GOAL OF THE EXERCISE: Select the lines of the records containing the word "with" and list them.

○ ○ ○ ○

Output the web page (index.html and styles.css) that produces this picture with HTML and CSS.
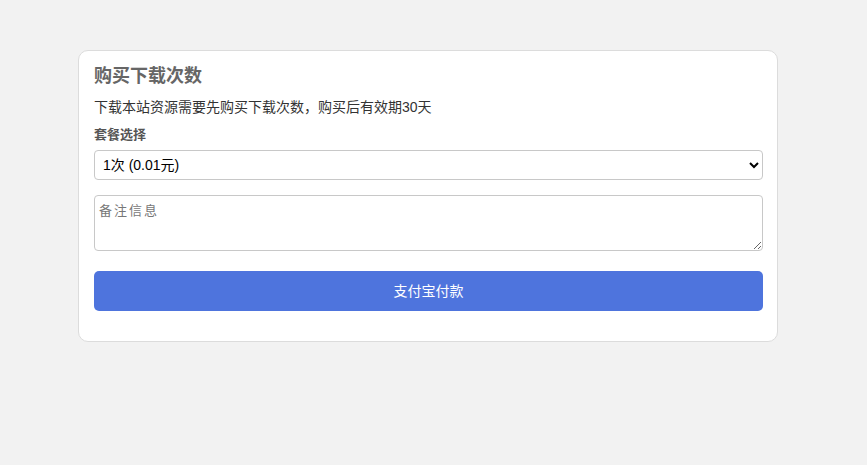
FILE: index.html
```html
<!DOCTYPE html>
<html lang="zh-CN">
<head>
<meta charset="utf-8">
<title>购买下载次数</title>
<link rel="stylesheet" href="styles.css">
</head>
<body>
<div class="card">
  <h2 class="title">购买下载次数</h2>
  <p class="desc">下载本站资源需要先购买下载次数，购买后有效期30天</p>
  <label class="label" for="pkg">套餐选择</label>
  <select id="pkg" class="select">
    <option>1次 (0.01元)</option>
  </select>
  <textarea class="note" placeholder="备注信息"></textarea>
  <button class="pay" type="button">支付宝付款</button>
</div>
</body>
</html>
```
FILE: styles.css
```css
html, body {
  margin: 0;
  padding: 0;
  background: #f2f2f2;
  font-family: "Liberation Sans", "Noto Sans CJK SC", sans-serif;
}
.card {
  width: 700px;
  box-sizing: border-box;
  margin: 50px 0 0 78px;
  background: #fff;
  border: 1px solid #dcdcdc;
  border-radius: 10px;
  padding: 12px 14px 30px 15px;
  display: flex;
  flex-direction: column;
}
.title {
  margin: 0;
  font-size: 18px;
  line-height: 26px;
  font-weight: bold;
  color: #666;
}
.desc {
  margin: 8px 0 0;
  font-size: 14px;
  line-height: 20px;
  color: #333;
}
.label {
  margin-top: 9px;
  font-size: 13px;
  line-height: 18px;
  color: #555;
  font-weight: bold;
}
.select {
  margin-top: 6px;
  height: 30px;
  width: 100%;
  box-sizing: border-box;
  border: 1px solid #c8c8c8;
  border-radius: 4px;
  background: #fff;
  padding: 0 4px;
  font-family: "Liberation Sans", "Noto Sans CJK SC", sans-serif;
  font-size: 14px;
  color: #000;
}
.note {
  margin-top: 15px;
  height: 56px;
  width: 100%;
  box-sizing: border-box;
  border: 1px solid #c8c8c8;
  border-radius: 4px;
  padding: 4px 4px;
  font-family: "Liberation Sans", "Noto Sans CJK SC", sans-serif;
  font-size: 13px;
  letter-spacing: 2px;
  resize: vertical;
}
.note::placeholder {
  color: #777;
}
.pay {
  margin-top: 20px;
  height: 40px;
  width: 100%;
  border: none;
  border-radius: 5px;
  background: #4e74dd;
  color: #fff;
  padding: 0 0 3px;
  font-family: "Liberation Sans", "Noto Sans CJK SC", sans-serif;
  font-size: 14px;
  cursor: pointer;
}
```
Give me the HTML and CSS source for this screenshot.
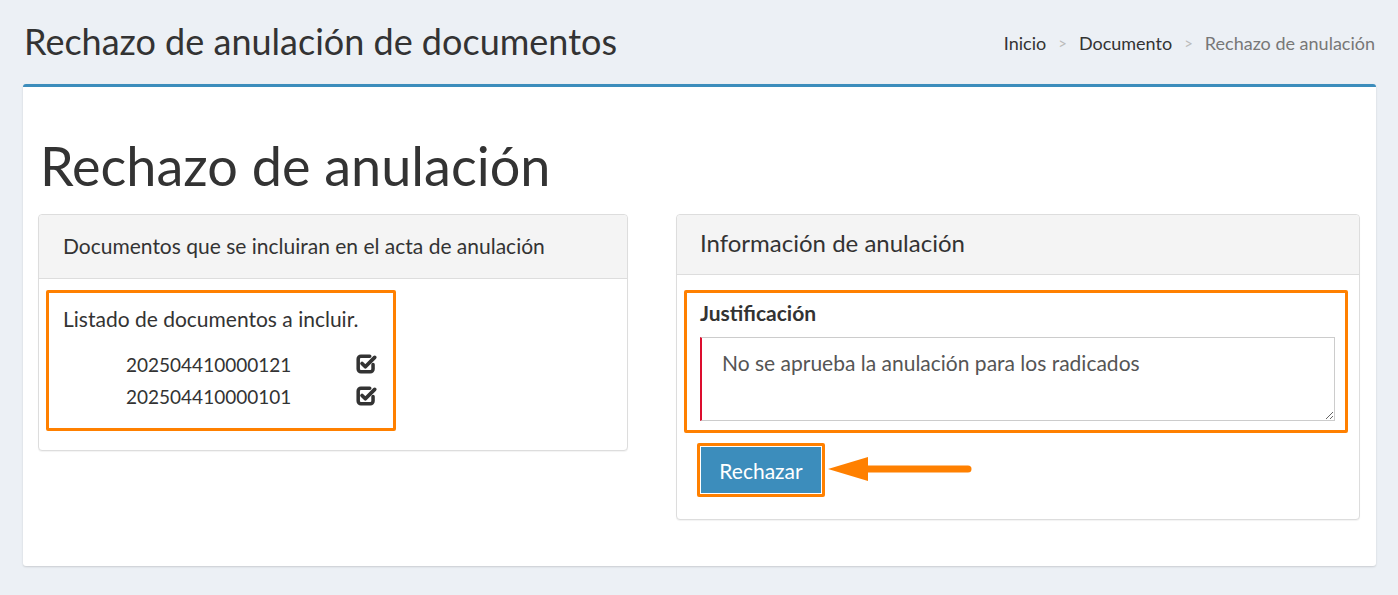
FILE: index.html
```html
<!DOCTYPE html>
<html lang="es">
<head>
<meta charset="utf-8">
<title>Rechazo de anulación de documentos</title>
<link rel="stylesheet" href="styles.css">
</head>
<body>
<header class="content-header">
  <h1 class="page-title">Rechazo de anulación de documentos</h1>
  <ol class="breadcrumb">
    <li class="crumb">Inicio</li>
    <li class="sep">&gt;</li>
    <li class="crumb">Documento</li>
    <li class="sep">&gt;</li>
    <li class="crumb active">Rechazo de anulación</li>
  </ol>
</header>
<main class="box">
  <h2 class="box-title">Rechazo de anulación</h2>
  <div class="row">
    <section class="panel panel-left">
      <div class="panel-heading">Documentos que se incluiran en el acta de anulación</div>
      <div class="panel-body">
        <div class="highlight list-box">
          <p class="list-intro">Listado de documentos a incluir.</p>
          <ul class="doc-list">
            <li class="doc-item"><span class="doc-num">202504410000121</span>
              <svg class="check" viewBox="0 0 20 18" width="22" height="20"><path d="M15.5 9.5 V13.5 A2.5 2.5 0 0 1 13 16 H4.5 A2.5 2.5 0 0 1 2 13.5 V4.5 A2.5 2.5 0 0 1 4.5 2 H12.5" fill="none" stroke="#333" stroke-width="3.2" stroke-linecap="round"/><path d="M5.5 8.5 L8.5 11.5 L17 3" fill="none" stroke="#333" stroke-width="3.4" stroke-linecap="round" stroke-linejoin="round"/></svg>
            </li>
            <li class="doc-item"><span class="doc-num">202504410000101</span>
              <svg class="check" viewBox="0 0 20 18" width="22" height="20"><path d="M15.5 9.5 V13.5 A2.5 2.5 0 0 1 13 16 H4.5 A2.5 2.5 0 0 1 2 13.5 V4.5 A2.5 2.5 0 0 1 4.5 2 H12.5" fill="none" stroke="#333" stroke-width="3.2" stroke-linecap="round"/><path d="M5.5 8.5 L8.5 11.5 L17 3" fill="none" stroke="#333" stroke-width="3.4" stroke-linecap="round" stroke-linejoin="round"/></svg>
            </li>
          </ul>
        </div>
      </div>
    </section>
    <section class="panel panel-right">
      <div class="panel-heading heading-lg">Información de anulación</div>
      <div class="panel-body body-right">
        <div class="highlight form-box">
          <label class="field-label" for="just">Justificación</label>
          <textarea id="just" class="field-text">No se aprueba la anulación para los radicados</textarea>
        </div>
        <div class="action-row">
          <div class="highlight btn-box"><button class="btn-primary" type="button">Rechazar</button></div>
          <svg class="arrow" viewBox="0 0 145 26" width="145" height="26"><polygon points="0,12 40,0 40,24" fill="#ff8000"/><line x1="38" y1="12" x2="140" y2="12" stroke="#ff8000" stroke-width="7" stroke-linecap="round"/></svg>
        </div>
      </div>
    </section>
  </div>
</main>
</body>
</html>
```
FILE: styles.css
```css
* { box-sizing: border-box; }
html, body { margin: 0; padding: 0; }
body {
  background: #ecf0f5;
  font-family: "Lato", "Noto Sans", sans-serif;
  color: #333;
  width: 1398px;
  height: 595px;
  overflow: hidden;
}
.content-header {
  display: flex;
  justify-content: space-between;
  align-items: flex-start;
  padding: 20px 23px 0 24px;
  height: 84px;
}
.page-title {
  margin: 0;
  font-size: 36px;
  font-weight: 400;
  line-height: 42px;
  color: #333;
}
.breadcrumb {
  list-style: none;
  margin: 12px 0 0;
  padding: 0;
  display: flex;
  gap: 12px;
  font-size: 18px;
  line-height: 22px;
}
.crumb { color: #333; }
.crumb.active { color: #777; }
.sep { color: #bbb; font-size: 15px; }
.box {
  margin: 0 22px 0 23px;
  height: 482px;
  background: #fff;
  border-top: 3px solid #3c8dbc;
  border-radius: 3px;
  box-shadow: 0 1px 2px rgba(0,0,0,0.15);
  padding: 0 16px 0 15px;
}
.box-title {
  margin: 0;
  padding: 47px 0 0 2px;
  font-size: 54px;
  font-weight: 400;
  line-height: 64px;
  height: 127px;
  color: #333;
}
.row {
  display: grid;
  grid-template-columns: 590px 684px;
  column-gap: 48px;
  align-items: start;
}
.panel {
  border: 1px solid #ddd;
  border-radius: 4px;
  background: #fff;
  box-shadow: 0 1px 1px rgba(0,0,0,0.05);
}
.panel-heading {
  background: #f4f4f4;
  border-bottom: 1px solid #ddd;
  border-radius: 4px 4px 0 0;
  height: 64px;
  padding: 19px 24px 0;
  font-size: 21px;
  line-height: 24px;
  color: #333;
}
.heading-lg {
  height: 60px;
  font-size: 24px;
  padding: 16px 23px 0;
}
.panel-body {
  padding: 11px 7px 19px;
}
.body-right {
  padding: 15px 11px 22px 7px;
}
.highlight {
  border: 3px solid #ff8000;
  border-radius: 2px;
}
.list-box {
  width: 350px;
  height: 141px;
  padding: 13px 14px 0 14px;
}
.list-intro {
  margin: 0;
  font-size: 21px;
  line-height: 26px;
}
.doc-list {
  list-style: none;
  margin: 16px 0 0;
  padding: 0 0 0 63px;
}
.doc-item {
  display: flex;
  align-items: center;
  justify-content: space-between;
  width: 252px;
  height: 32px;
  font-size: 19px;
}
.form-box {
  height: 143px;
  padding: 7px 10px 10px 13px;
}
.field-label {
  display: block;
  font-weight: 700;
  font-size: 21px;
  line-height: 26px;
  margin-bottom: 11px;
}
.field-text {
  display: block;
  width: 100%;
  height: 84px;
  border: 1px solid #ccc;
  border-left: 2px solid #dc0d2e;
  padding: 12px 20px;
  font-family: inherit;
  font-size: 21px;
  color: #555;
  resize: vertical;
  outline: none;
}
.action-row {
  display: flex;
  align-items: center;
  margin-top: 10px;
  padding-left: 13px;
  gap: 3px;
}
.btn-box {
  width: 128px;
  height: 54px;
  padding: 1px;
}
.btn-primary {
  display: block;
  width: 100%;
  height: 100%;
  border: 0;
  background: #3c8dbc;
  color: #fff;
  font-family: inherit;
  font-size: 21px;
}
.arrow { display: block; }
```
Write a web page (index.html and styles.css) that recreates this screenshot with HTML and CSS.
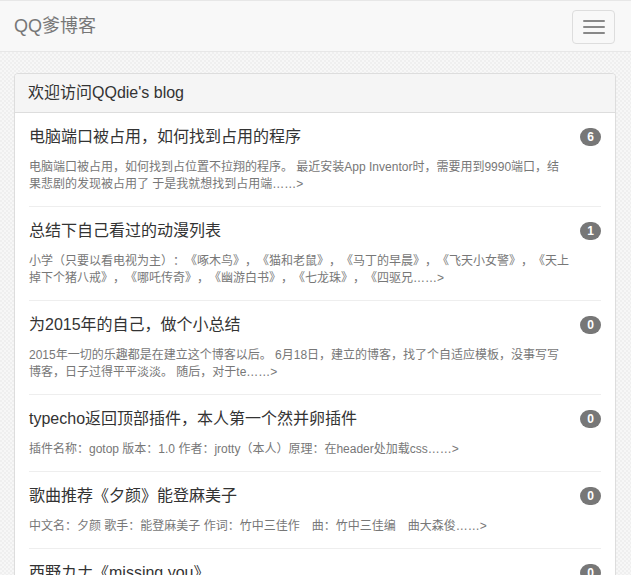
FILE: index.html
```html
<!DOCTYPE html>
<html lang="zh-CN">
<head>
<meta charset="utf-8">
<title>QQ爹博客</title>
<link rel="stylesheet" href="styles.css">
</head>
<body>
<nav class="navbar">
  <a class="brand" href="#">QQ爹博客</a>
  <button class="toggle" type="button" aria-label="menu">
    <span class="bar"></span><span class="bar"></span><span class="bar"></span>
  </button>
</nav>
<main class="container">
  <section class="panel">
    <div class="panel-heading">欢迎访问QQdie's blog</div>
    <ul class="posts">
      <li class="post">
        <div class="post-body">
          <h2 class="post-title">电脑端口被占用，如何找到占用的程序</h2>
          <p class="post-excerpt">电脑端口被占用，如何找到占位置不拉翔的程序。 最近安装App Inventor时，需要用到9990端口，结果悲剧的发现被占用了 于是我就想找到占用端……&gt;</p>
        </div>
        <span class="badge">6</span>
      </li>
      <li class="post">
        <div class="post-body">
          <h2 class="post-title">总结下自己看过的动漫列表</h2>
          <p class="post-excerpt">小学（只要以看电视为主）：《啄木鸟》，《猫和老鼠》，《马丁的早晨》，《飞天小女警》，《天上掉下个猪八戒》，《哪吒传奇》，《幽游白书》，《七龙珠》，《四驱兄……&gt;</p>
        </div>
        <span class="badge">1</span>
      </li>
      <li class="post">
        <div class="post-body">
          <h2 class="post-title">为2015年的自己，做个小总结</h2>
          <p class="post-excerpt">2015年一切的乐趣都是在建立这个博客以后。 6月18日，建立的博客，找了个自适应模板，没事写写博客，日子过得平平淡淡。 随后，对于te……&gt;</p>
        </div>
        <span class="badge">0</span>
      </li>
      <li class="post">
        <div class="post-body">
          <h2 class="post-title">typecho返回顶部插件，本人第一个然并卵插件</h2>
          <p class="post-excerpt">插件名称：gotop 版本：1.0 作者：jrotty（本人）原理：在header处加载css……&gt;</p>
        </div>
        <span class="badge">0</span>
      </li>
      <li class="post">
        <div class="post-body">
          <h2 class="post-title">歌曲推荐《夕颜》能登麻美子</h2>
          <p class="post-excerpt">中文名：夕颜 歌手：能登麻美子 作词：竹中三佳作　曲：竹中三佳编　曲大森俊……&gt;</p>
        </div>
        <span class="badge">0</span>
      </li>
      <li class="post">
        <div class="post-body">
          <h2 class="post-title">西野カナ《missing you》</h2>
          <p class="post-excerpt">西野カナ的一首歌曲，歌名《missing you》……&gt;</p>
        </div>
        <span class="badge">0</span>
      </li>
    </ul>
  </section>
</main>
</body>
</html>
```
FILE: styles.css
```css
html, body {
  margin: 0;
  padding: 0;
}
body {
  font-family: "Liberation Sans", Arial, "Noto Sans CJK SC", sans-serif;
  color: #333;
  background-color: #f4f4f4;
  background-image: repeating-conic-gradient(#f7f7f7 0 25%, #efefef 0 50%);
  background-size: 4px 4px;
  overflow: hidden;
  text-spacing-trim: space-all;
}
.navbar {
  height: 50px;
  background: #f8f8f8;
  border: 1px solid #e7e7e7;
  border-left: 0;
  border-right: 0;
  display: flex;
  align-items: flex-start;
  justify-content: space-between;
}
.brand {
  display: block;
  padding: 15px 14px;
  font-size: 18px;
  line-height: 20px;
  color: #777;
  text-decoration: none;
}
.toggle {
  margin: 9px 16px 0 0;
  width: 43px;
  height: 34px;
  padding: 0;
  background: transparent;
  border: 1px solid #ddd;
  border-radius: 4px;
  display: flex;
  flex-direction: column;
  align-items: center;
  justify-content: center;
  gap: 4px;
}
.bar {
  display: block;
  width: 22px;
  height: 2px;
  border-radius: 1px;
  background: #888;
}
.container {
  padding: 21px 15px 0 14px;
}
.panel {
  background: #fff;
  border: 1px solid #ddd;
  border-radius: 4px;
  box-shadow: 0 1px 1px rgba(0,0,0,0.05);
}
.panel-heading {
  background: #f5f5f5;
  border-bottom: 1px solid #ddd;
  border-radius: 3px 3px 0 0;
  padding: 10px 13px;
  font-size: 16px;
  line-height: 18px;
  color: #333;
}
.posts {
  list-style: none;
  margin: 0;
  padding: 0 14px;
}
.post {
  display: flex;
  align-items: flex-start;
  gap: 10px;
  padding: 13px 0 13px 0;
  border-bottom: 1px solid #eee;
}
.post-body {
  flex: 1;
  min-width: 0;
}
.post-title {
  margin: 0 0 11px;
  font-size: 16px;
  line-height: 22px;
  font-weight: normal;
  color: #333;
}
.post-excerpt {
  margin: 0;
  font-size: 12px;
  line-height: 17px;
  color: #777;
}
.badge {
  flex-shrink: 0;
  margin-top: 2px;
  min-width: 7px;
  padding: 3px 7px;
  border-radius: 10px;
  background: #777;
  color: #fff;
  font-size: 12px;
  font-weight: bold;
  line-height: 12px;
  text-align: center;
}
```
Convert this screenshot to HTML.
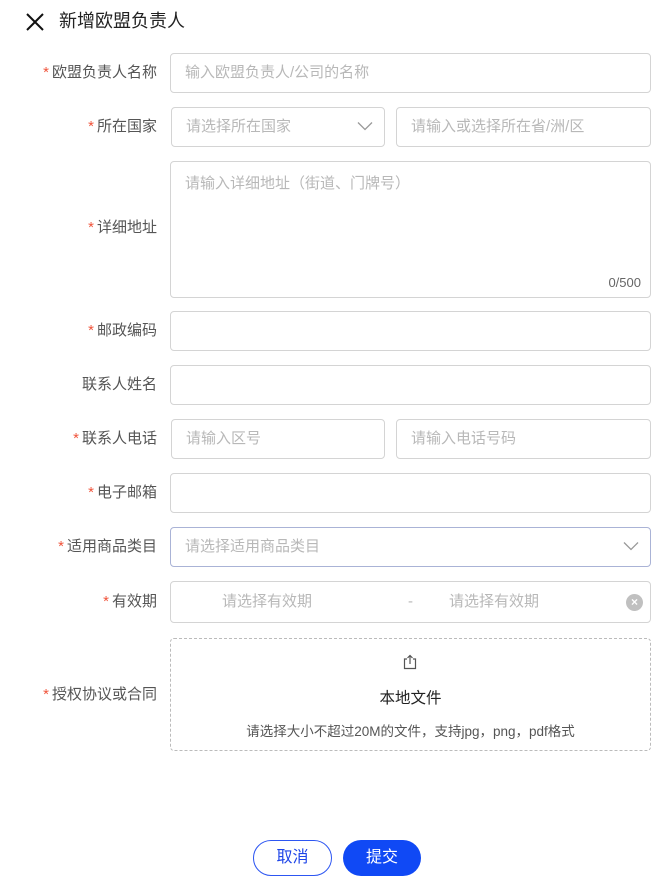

○ ○ ○ ○

EXERCISE RESULT:
Output the web page (index.html and styles.css) that produces this picture with HTML and CSS.
Write a web page (index.html and styles.css) that recreates this screenshot with HTML and CSS.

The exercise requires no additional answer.